_Recorded information_:
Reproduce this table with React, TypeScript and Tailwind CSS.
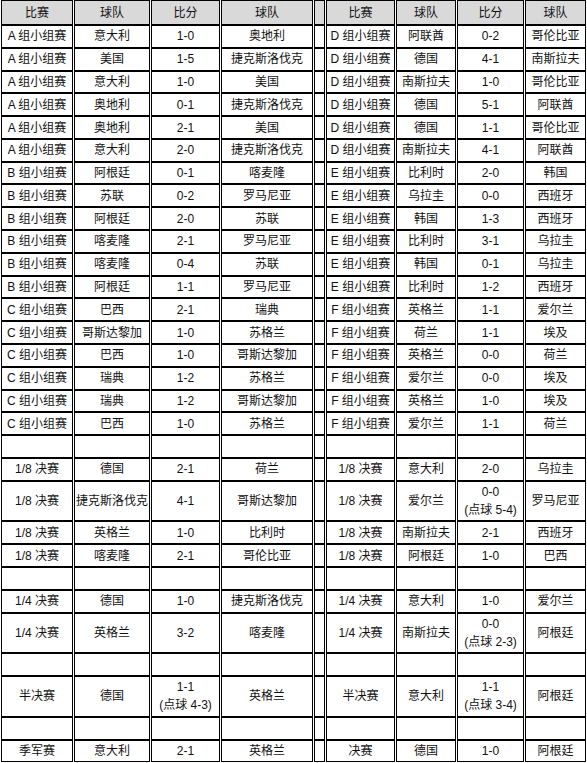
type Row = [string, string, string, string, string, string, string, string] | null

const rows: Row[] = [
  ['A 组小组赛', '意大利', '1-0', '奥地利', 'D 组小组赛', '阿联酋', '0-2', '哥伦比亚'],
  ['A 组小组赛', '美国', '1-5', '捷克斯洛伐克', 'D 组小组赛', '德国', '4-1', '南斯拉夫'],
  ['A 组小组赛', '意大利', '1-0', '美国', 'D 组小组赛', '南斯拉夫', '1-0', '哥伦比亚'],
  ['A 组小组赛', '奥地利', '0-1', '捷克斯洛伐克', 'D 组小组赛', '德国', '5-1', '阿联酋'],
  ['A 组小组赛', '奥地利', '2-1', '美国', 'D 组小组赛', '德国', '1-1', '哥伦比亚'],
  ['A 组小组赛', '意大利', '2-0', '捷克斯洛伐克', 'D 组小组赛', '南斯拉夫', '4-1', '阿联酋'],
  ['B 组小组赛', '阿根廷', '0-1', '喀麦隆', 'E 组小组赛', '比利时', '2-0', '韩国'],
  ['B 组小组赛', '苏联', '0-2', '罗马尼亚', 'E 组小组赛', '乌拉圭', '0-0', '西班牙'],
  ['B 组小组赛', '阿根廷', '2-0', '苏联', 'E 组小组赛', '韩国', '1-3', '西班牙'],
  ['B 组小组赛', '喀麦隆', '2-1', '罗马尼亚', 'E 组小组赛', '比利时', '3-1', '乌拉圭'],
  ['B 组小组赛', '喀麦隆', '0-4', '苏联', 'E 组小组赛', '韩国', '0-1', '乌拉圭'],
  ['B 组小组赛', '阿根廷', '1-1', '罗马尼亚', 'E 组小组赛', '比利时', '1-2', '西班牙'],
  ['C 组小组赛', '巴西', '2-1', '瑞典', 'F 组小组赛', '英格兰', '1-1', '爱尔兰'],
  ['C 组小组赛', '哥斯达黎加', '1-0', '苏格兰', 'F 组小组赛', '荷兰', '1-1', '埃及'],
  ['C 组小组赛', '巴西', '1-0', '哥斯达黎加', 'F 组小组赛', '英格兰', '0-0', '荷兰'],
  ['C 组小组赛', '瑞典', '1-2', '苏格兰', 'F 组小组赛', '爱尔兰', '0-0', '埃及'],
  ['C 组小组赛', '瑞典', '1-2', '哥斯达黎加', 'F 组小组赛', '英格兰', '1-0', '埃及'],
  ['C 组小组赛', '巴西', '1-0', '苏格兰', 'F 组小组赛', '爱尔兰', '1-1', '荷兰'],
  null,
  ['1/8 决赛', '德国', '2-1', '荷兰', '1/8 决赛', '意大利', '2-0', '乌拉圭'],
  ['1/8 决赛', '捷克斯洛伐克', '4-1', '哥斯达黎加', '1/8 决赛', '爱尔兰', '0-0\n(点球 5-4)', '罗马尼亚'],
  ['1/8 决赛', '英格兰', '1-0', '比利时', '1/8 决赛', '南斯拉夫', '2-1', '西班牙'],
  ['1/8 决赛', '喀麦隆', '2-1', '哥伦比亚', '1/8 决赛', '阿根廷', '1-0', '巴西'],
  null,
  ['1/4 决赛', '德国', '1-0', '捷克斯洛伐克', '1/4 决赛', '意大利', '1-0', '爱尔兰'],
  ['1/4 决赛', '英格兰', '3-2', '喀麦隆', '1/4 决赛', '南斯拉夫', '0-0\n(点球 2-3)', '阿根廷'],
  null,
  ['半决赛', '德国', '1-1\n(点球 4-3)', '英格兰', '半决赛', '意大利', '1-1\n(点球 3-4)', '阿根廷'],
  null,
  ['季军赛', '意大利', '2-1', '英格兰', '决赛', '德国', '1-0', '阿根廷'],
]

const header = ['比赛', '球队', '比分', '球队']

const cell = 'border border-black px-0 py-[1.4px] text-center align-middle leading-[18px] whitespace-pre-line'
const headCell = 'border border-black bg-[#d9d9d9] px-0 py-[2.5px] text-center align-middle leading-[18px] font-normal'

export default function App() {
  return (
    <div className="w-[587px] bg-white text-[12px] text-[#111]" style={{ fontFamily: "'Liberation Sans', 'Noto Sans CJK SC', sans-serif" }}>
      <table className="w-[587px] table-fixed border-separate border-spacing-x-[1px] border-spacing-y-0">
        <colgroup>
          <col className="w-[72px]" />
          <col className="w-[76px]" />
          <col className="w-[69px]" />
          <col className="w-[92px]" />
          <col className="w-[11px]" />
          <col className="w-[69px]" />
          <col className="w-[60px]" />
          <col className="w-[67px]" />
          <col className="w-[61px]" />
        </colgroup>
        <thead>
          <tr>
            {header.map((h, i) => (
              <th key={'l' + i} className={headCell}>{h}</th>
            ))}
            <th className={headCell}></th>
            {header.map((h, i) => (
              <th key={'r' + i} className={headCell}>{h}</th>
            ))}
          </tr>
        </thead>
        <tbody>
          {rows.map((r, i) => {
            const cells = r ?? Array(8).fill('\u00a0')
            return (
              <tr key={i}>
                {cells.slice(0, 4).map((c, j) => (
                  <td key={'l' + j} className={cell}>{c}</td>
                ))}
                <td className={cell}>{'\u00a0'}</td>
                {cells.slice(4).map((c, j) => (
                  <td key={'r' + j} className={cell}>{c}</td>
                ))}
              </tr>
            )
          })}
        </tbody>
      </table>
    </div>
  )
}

_Task requirements_: Using the data above, write out every line exactly, leaving the images behind.

_Answer to the problem_:
Reproduce this table with React, TypeScript and Tailwind CSS.
type Row = [string, string, string, string, string, string, string, string] | null

const rows: Row[] = [
  ['A 组小组赛', '意大利', '1-0', '奥地利', 'D 组小组赛', '阿联酋', '0-2', '哥伦比亚'],
  ['A 组小组赛', '美国', '1-5', '捷克斯洛伐克', 'D 组小组赛', '德国', '4-1', '南斯拉夫'],
  ['A 组小组赛', '意大利', '1-0', '美国', 'D 组小组赛', '南斯拉夫', '1-0', '哥伦比亚'],
  ['A 组小组赛', '奥地利', '0-1', '捷克斯洛伐克', 'D 组小组赛', '德国', '5-1', '阿联酋'],
  ['A 组小组赛', '奥地利', '2-1', '美国', 'D 组小组赛', '德国', '1-1', '哥伦比亚'],
  ['A 组小组赛', '意大利', '2-0', '捷克斯洛伐克', 'D 组小组赛', '南斯拉夫', '4-1', '阿联酋'],
  ['B 组小组赛', '阿根廷', '0-1', '喀麦隆', 'E 组小组赛', '比利时', '2-0', '韩国'],
  ['B 组小组赛', '苏联', '0-2', '罗马尼亚', 'E 组小组赛', '乌拉圭', '0-0', '西班牙'],
  ['B 组小组赛', '阿根廷', '2-0', '苏联', 'E 组小组赛', '韩国', '1-3', '西班牙'],
  ['B 组小组赛', '喀麦隆', '2-1', '罗马尼亚', 'E 组小组赛', '比利时', '3-1', '乌拉圭'],
  ['B 组小组赛', '喀麦隆', '0-4', '苏联', 'E 组小组赛', '韩国', '0-1', '乌拉圭'],
  ['B 组小组赛', '阿根廷', '1-1', '罗马尼亚', 'E 组小组赛', '比利时', '1-2', '西班牙'],
  ['C 组小组赛', '巴西', '2-1', '瑞典', 'F 组小组赛', '英格兰', '1-1', '爱尔兰'],
  ['C 组小组赛', '哥斯达黎加', '1-0', '苏格兰', 'F 组小组赛', '荷兰', '1-1', '埃及'],
  ['C 组小组赛', '巴西', '1-0', '哥斯达黎加', 'F 组小组赛', '英格兰', '0-0', '荷兰'],
  ['C 组小组赛', '瑞典', '1-2', '苏格兰', 'F 组小组赛', '爱尔兰', '0-0', '埃及'],
  ['C 组小组赛', '瑞典', '1-2', '哥斯达黎加', 'F 组小组赛', '英格兰', '1-0', '埃及'],
  ['C 组小组赛', '巴西', '1-0', '苏格兰', 'F 组小组赛', '爱尔兰', '1-1', '荷兰'],
  null,
  ['1/8 决赛', '德国', '2-1', '荷兰', '1/8 决赛', '意大利', '2-0', '乌拉圭'],
  ['1/8 决赛', '捷克斯洛伐克', '4-1', '哥斯达黎加', '1/8 决赛', '爱尔兰', '0-0\n(点球 5-4)', '罗马尼亚'],
  ['1/8 决赛', '英格兰', '1-0', '比利时', '1/8 决赛', '南斯拉夫', '2-1', '西班牙'],
  ['1/8 决赛', '喀麦隆', '2-1', '哥伦比亚', '1/8 决赛', '阿根廷', '1-0', '巴西'],
  null,
  ['1/4 决赛', '德国', '1-0', '捷克斯洛伐克', '1/4 决赛', '意大利', '1-0', '爱尔兰'],
  ['1/4 决赛', '英格兰', '3-2', '喀麦隆', '1/4 决赛', '南斯拉夫', '0-0\n(点球 2-3)', '阿根廷'],
  null,
  ['半决赛', '德国', '1-1\n(点球 4-3)', '英格兰', '半决赛', '意大利', '1-1\n(点球 3-4)', '阿根廷'],
  null,
  ['季军赛', '意大利', '2-1', '英格兰', '决赛', '德国', '1-0', '阿根廷'],
]

const header = ['比赛', '球队', '比分', '球队']

const cell = 'border border-black px-0 py-[1.4px] text-center align-middle leading-[18px] whitespace-pre-line'
const headCell = 'border border-black bg-[#d9d9d9] px-0 py-[2.5px] text-center align-middle leading-[18px] font-normal'

export default function App() {
  return (
    <div className="w-[587px] bg-white text-[12px] text-[#111]" style={{ fontFamily: "'Liberation Sans', 'Noto Sans CJK SC', sans-serif" }}>
      <table className="w-[587px] table-fixed border-separate border-spacing-x-[1px] border-spacing-y-0">
        <colgroup>
          <col className="w-[72px]" />
          <col className="w-[76px]" />
          <col className="w-[69px]" />
          <col className="w-[92px]" />
          <col className="w-[11px]" />
          <col className="w-[69px]" />
          <col className="w-[60px]" />
          <col className="w-[67px]" />
          <col className="w-[61px]" />
        </colgroup>
        <thead>
          <tr>
            {header.map((h, i) => (
              <th key={'l' + i} className={headCell}>{h}</th>
            ))}
            <th className={headCell}></th>
            {header.map((h, i) => (
              <th key={'r' + i} className={headCell}>{h}</th>
            ))}
          </tr>
        </thead>
        <tbody>
          {rows.map((r, i) => {
            const cells = r ?? Array(8).fill('\u00a0')
            return (
              <tr key={i}>
                {cells.slice(0, 4).map((c, j) => (
                  <td key={'l' + j} className={cell}>{c}</td>
                ))}
                <td className={cell}>{'\u00a0'}</td>
                {cells.slice(4).map((c, j) => (
                  <td key={'r' + j} className={cell}>{c}</td>
                ))}
              </tr>
            )
          })}
        </tbody>
      </table>
    </div>
  )
}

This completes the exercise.